Brigadier Sanders said that his formation’s training on Salisbury Plain - Exercise Pashtun Dagger - was the culmination of a year of preparation ahead of Op HERRICK 15:
In 25 years in the Army I have never been better trained for operations,” he said.
The package is state-of-the-art and the crucial bit is the Afghan element - we are increasingly using Afghans as a backdrop.
This is not just about practising tactics and use of our own equipment and vehicles.

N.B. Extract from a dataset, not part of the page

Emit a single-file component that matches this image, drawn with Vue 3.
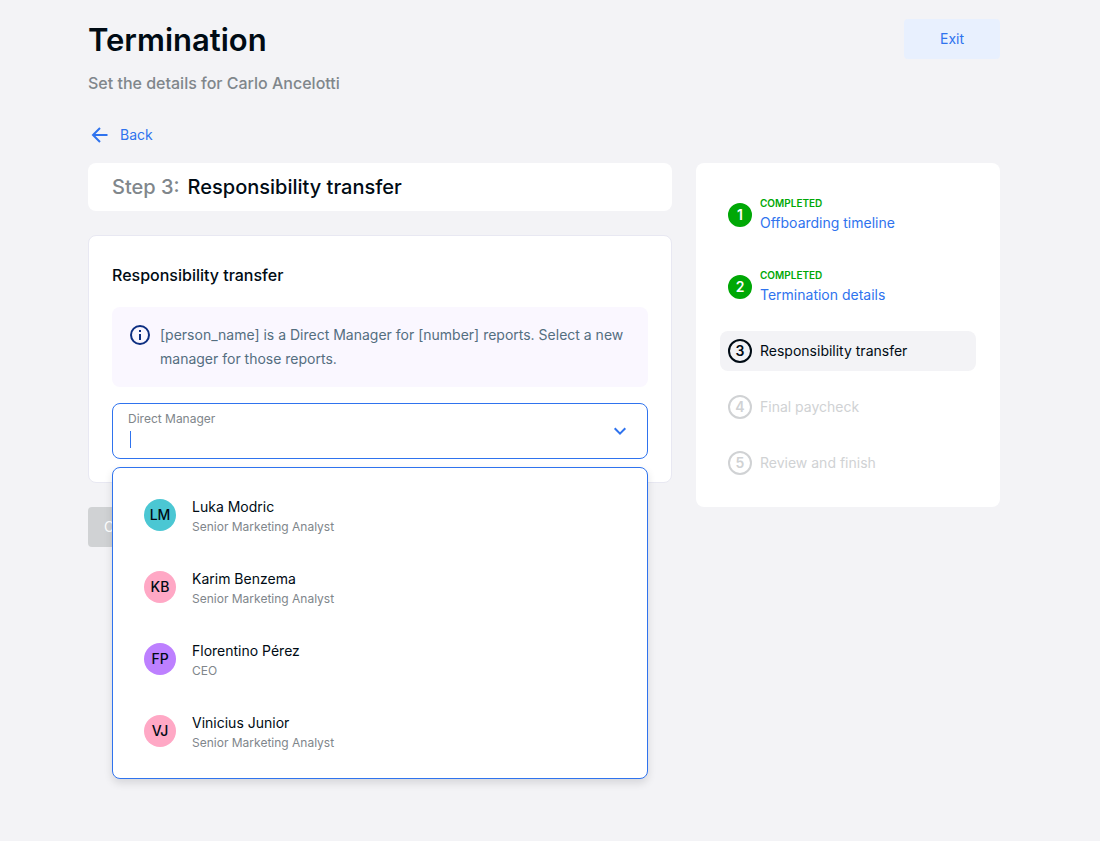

It’s also about practising partnered and mentored operations with the Afghan National Security Forces, working with cross-government stabilisation resources, and engaging with the local population in a culturally-sensitive way.
Rifleman Gavin Winwood, from 5th Battalion The Rifles, said this precise focus had helped to prepare him for the winter tour:
It’s been beneficial to learn about the ground in Afghanistan, how the people there work and how we should treat them, the respect we should give them.
We’ve been working with Afghan nationals on exercises and will carry that on in Helmand, and hopefully give their national army the chance to take control.
During the summer, homegrown officers that will work alongside 20th Armoured Brigade in theatre - Chief of Police General Hakim Angar and Commander of the Afghan National Army’s 3/215 Brigade Brigadier General Sherin Shah - visited the UK to train with Brigadier Sanders and his headquarters team:
20th Armoured Brigade are completely ready,” said Brigadier General Shah. “I’m confident that the things they have learnt in training will be put into practice in a productive way in Afghanistan and that it will convey a positive message to the people of Helmand province that their safety is being ensured.
Brigadier Sanders pointed to this as a key aspect of his brigade’s preparations, revealing that both visitors had stayed with him during their UK trip:
It was really important because for the first time we were working with the partners that we are actually going to be supporting, learning how they do business, what their priorities are,” he said.
Relationships in this business are really important, so that helped a lot.
With 20th Armoured Brigade’s thorough pre-deployment education complete, its personnel now face the challenge of imparting their knowledge to the Afghan National Security Forces in Helmand province.
Helping yesterday’s students become tomorrow’s peacekeepers is set to be a key feature of Op HERRICK 15 and those on the tour know that attaining top marks could represent a significant step towards British drawdown.